Planning these 21 meals and creating the shopping list afterward took me about 2 hours. Compared to my "normal" eating life, most of the extra thought went into varying my typical side dishes for dinners and coming up with ideas for complete lunches, as well as having a list of acceptable snack foods. I found it helpful to keep a food journal and write down all of my meals and snacks for each day, which serves as a good reference for future planning.
Also, if you don't already compost, you might want to start. You'll have so many fruit and vegetable scraps that it'd be a shame for them to go to waste.
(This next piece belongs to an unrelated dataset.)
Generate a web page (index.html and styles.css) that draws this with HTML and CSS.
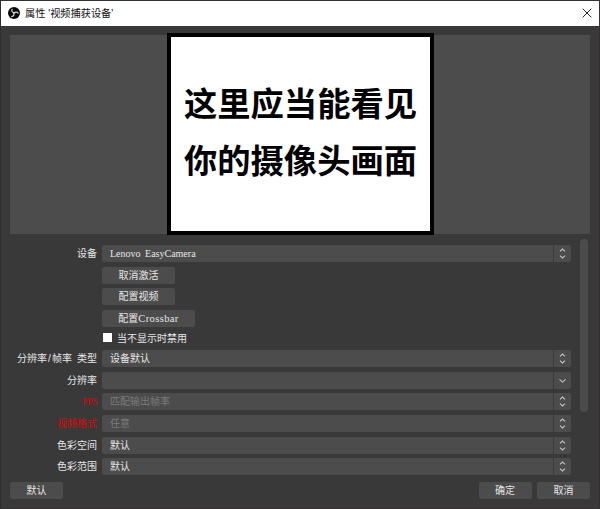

For as massive of a grocery list as you'll have, shopping will surprisingly not take as long as you might expect. You've probably heard about shopping the perimeter of the store for healthier foods, and that's pretty much what you end up doing for Whole30 meal ingredients. Fruit, vegetables, meat and eggs just about cover it. You might venture into the danger zone for a few items like cooking oils, nuts and spices. Put your blinders on and walk fast. The big kicker to shopping is that your total at the check-out line might be more - maybe a lot more - than you're used to spending. I think it partially depends on what kind of food you normally eat. If you're really sticking to the nitty gritty details of Whole30 and getting all the free range meats, definitely expect a higher bill. And with all the produce you'll be buying, if much of it is not in season, you'll be paying extra. That was probably the biggest increase in my spending. I'm usually fine with apples and bananas and maybe even some berries if they're on sale during the winter, but knowing how much I'd have to load up my meals with fruits and veggies, I wanted more variety and in February, that variety has a price.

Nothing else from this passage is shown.